Gregory Alan Bolcer wrote:
> Hi Joe!
> I'm not going to deconstruct your argument, but...
> > That's BS. Being here on an H1-B visa,
> > I think I know more about this than you.
> I am assuming you mean because you have one of these
> Visas you've read more about the subject because it pertains
> directly to your life. I think I know more about this than
> you as a lifelong technology geek and 3rd generation Californian, I've
> been following California issues and in particular California
> technology issues for several years now, so we can call this one even.
> > Employers are required to pay the "prevailing wage" as defined by the DoL.
> What sort of thinking is this? What sort of capitalist are
> you, Joe? 8-) You don't believe in supply and demand? Free
> market economies? Show me the requirement!
> The DoL tracks wages, they don't set them other than internal
> to government hiring and minimum wage. This bill is doubly
> bad because not only does it increase the number tech skilled
> workers, it give the DoL more authority to control and regulate
> the high-tech industry. That's one sure way to kill it, the
> tech industry and the innovation in general.
> Also, how do you (does one) determine the "prevailing
> wage" in the tech industry? Hell, I track tech wages too,
> that doesn't mean I can set them. At most I can set my
> own wage. According to the 1998 Salary survey, an Internet
> Project Manager in Orange County is worth $86.4k. Averaged
> across the whole technology coast, the bottom 20% make $60k,
> the median is $70.0, and the top 20% is $80.2k.

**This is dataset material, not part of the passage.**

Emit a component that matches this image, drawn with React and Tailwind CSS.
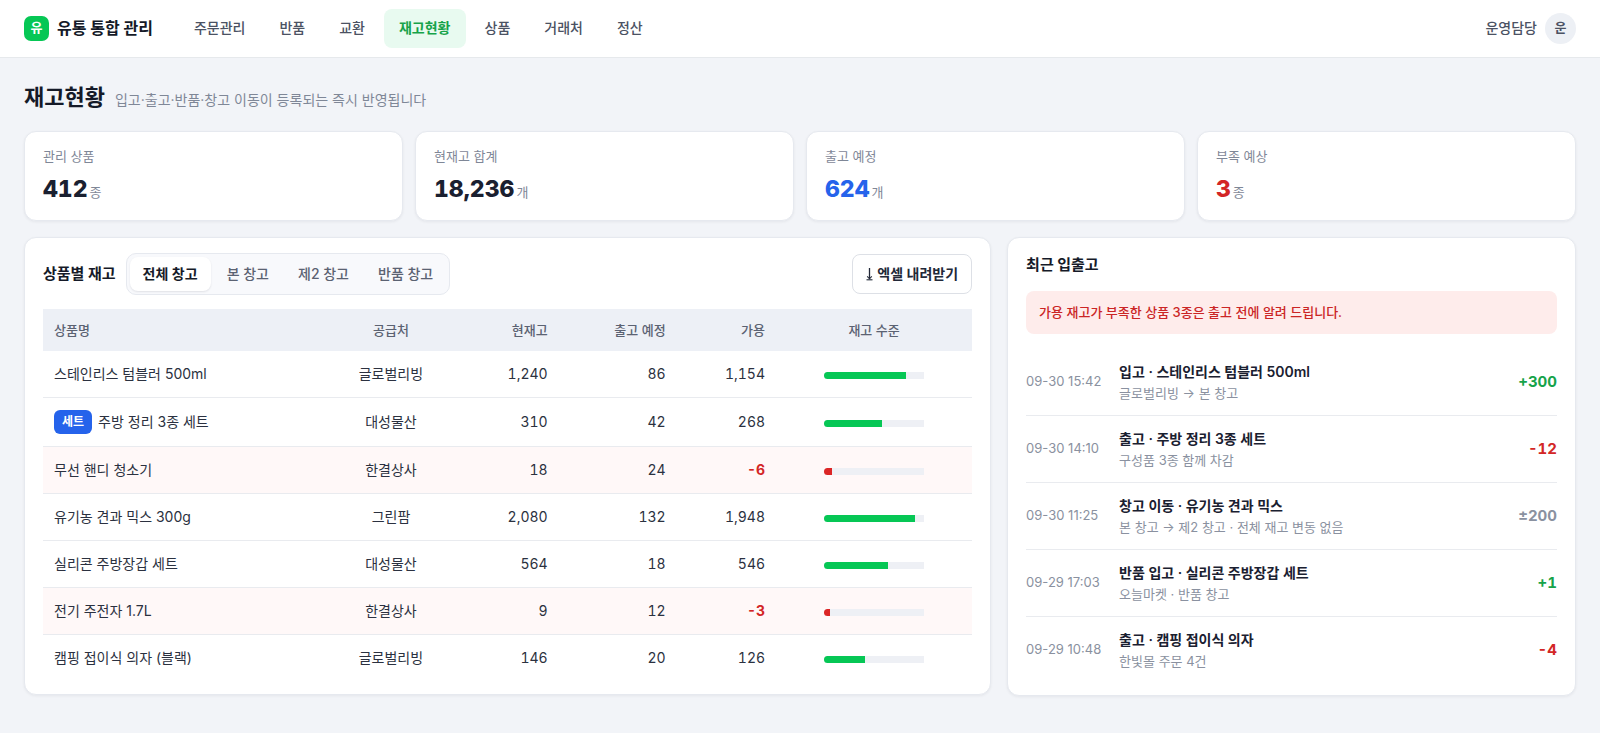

> I am an arrogant bastard and of course consider
> myself in the top 3% of all Internet Project Managers, so show
> me where the DoL says that any company I work for has to pay
> me over $100k+/year and I will show you a prime example
> of intrusive government meddling.
> > No
> > way they can undercut wages. If they did, the competition would be happy to
> > report them to the DoL.
> > -JoeF
> > --
> > Joachim Feise Ph.D. Student, Information & Computer Science
> > mailto:email@example.com http://www.ics.uci.edu/~jfeise/
> > mailto:firstname.lastname@example.org mailto:email@example.com
> > -------------------------------------------------------------------
> > Lest you think that "open" computing can't possibly win, just look
> > back at the primal lesson of desktop computing of the '80s: Open up
> > your architecture to all comers and win -- or keep it closed, like
> > the Macintosh, and lose.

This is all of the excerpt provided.